Been there, done that.
£150 carbon frame (AliExpress sale)
£25 carbon CX forks (eBay)
£160 SRAM Force 1x hydro groupset (FB marketplace)
£120 WTB i23 wheels (inc cassette and Riddler tyres)
£100 AliExpress carbon bars, alu stem, carbon seatpost and secondhand Fizik saddle and shiny anodised bolts for a bit of bling.
£550 all in for an 8kg carbon gravel bike that takes 50mm tyres. It can keep up with the chain gang with road tyres on and can handle everything at Thetford and most stuff at Cannock with MTB tyres on.
I’m running an 11-46 cassette on a 46-36 chainring. You will notice I said I had a 1x groupset. Both rings are narrow wide – the 46t is fine for 90% of the rides I do (1:1 bottom ratio) but if I’m doing an epic climb or tough off road terrain, the 36t gives me all the bottom range I need and I can still ride at 40kph without spinning out.
I think the point is that, as it has become common for consumers to buy frames directly from Chinese sellers, often the cost saving needs to be balanced against the risks of going down that route. There are various potential pitfalls involved – poor quality or poor QC, delays and unexpected tariffs/duties, unusual standards, strange sizing/geometry etc. All of which are issues that would be largely avoided by buying a frame from a western brand and/or local retailer (even if the frame itself may well have been manufactured in China originally).

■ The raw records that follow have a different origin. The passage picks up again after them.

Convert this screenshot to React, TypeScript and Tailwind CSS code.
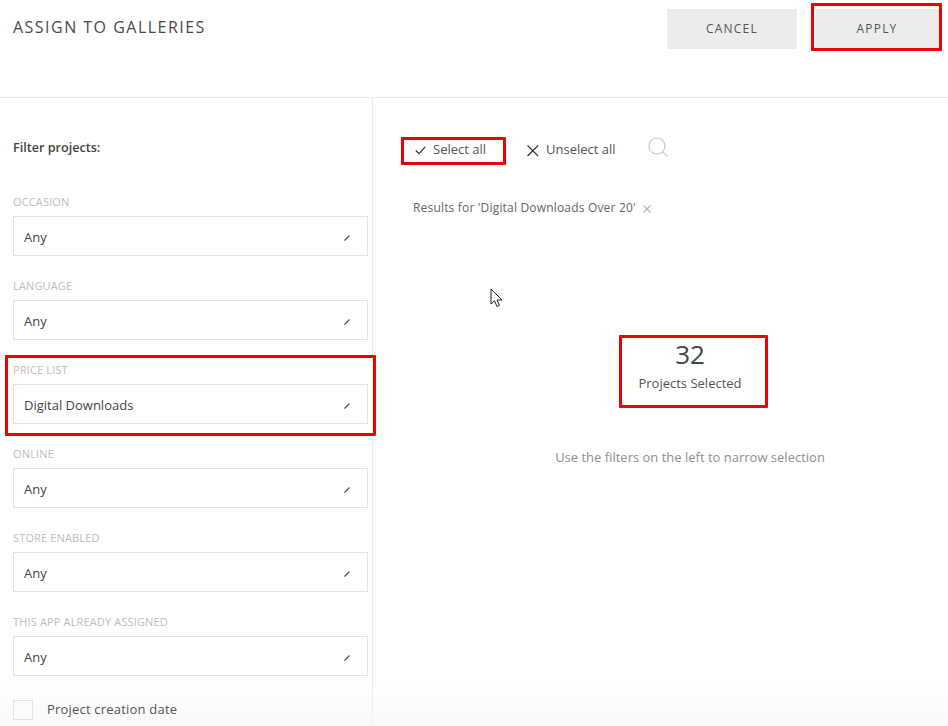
const FIELDS = [
  { label: "OCCASION", value: "Any" },
  { label: "LANGUAGE", value: "Any" },
  { label: "PRICE LIST", value: "Digital Downloads", marked: true },
  { label: "ONLINE", value: "Any" },
  { label: "STORE ENABLED", value: "Any" },
  { label: "THIS APP ALREADY ASSIGNED", value: "Any" },
];

const FilterField = ({ label, value, marked }: { label: string; value: string; marked?: boolean }) => (
  <div className="relative h-[84px]">
    <div className="flex h-[30px] items-center text-[11px] leading-none tracking-[0.15px] text-[#bdbdbd]">{label}</div>
    <div className="flex h-[40px] items-center justify-between border border-[#e3e3e3] bg-white pr-[17px] pl-[10px] text-[13px] text-[#444444]">
      <span className="mt-[3px]">{value}</span>
      <svg className="mt-[3px]" width="6" height="6" viewBox="0 0 6 6" aria-hidden="true">
        <path d="M0.5 5.5 L5.5 0.5" stroke="#555555" strokeWidth="1.2" />
      </svg>
    </div>
    {marked && (
      <div className="absolute top-[1px] -right-[8px] -left-[8px] h-[81px] rounded-[1px] border-[3px] border-[#f00000]" />
    )}
  </div>
);

const App = () => (
  <div className="relative h-[726px] w-[948px] overflow-hidden bg-white font-['Open_Sans',sans-serif]">
    <header className="flex h-[98px] justify-between border-b border-[#ececec] pl-[13px]">
      <h1 className="mt-[17px] text-[16px] leading-[20px] font-normal tracking-[1.48px] text-[#4a4a4a]">
        ASSIGN TO GALLERIES
      </h1>
      <div className="flex items-start pt-[9px] pr-[9px]">
        <button type="button" className="h-[40px] w-[130px] bg-[#ececec] text-[12px] tracking-[1.2px] text-[#555555]">
          CANCEL
        </button>
        <div className="relative ml-[18px]">
          <button type="button" className="h-[40px] w-[124px] bg-[#ececec] text-[12px] tracking-[1.2px] text-[#555555]">
            APPLY
          </button>
          <div className="absolute -top-[6px] -right-[3px] -bottom-[2px] -left-[4px] rounded-[1px] border-[3px] border-[#f00000]" />
        </div>
      </div>
    </header>

    <div className="flex h-[628px]">
      <aside className="w-[373px] shrink-0 border-r border-[#ececec] pr-[4px] pl-[13px]">
        <div className="flex h-[88px] items-center pt-[12px] text-[12.6px] font-semibold text-[#444444]">Filter projects:</div>
        {FIELDS.map((f) => (
          <FilterField key={f.label} label={f.label} value={f.value} marked={f.marked} />
        ))}
        <div className="relative z-10 mt-[10px] flex items-center">
          <span className="h-[20px] w-[20px] border border-[#e3e3e3]" />
          <span className="ml-[14px] text-[13px] tracking-[0.2px] text-[#555555]">Project creation date</span>
        </div>
      </aside>

      <main className="relative flex-1 pl-[28px]">
        <div className="mt-[39px] flex h-[28px] items-center text-[13px] text-[#555555]">
          <div className="relative flex h-[28px] w-[105px] items-center pb-[2px] pl-[14px]">
            <svg width="11" height="9" viewBox="0 0 11 9" fill="none" aria-hidden="true">
              <path d="M0.8 4.5 L4 7.7 L10.2 0.8" stroke="#333333" strokeWidth="1.2" />
            </svg>
            <span className="ml-[7px]">Select all</span>
            <div className="absolute inset-0 rounded-[1px] border-[3px] border-[#f00000]" />
          </div>
          <svg className="mb-[2px] ml-[20px]" width="13" height="13" viewBox="0 0 13 13" fill="none" aria-hidden="true">
            <path d="M1.5 1.5 L12 12 M12 1.5 L1.5 12" stroke="#333333" strokeWidth="1.2" />
          </svg>
          <span className="mb-[2px] ml-[7px]">Unselect all</span>
          <svg className="mb-[8px] ml-[32px]" width="21" height="21" viewBox="0 0 21 21" fill="none" aria-hidden="true">
            <circle cx="9" cy="9" r="8" stroke="#c9c9c9" strokeWidth="1.2" />
            <path d="M14.8 14.8 L19.5 19.5" stroke="#c9c9c9" strokeWidth="1.2" />
          </svg>
        </div>

        <div className="mt-[33px] flex h-[20px] items-center pl-[12px] text-[12px] tracking-[0.18px] text-[#666666]">
          <span>Results for 'Digital Downloads Over 20'</span>
          <svg className="mt-[2px] ml-[7px]" width="8" height="8" viewBox="0 0 8 8" fill="none" aria-hidden="true">
            <path d="M0.5 0.5 L7.5 7.5 M7.5 0.5 L0.5 7.5" stroke="#b5b5b5" strokeWidth="1.1" />
          </svg>
        </div>

        <div className="mt-[117px] flex flex-col items-center pl-[31px]">
          <div className="relative flex h-[73px] w-[149px] flex-col items-center">
            <span className="mt-[2px] text-[26px] leading-[34px] text-[#444444]">32</span>
            <span className="mt-[2px] text-[13px] leading-[20px] text-[#555555]">Projects Selected</span>
            <div className="absolute inset-y-0 -right-[3px] left-[3px] rounded-[1px] border-[3px] border-[#f00000]" />
          </div>
          <p className="mt-[39px] text-[13px] leading-[20px] text-[#8f8f8f]">Use the filters on the left to narrow selection</p>
        </div>

        <svg className="absolute top-[190px] left-[117px]" width="13" height="20" viewBox="0 0 13 20" aria-hidden="true">
          <path d="M1 1 L1 16 L4.5 12.8 L7 18.5 L9.5 17.3 L7 12 L12 12 Z" fill="#ffffff" stroke="#222222" strokeWidth="1" />
        </svg>
      </main>
    </div>

    <div className="pointer-events-none absolute right-0 bottom-0 left-0 h-[46px] bg-gradient-to-b from-white/0 to-[#f6f6f6]/60" />
  </div>
);

export default App;
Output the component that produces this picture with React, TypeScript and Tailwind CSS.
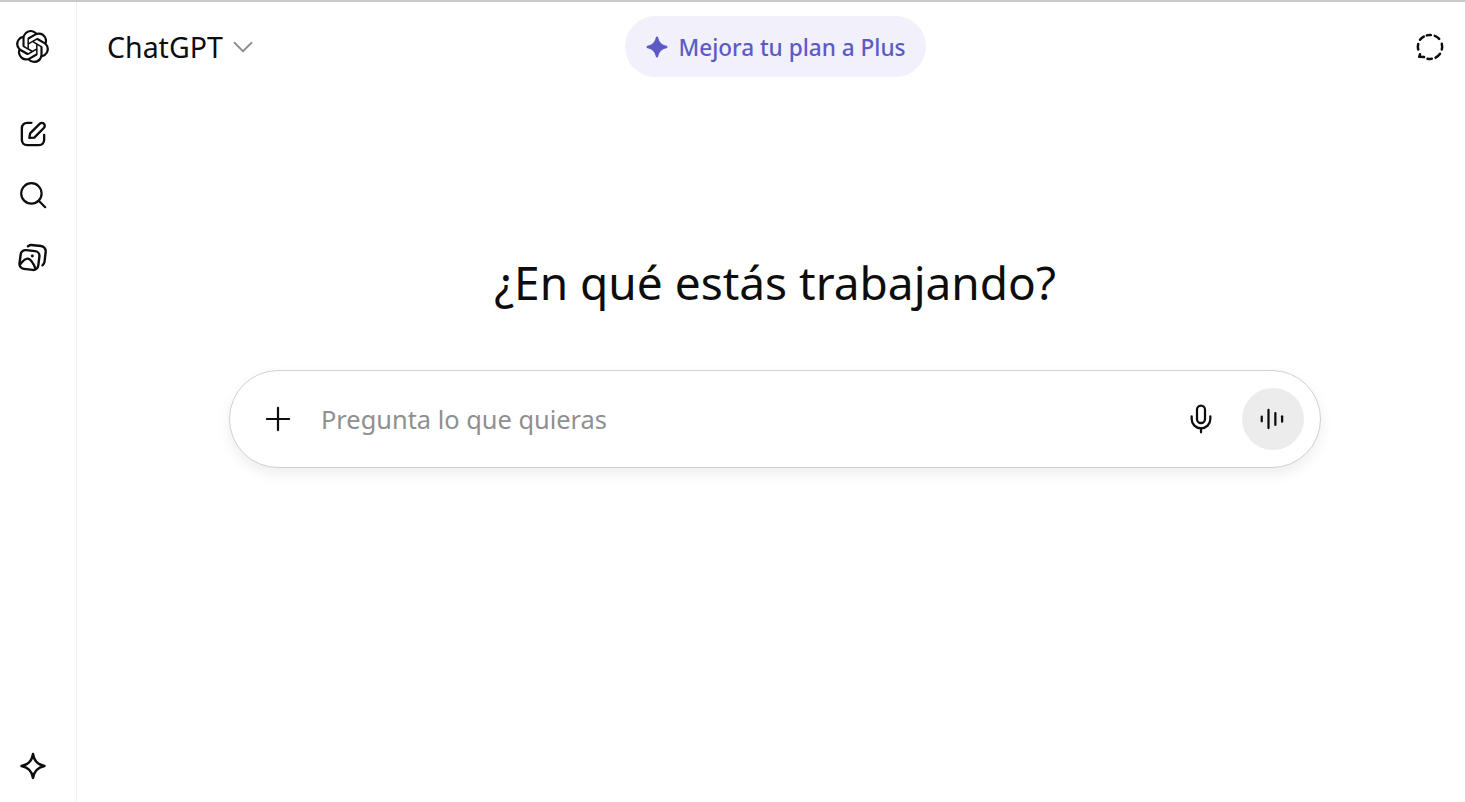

The headline makes it sound like the writer stumbled into some of those issues. However, that is not the case: instead, all the issues that made it “not plain sailing” were the inevitable consequence of trying to fudge a gravel bike build from a mountain bike frame.
“I’m running an 11-46 cassette on a 46-36 chainring. You will notice I said I had a 1x groupset”
How do you put two chainrings on a 1x chainset?
Going this route, you may want to size down on the MTB frame, even if it’s an older one with more modest reach. Just use a longer seat post.
The greater stack means that you’ll need LESS reach to achieve a given seating position for a given bar reach/stem length combination. Why? Well, the head tube sits at an angle and you’re measuring from closer to the BB now.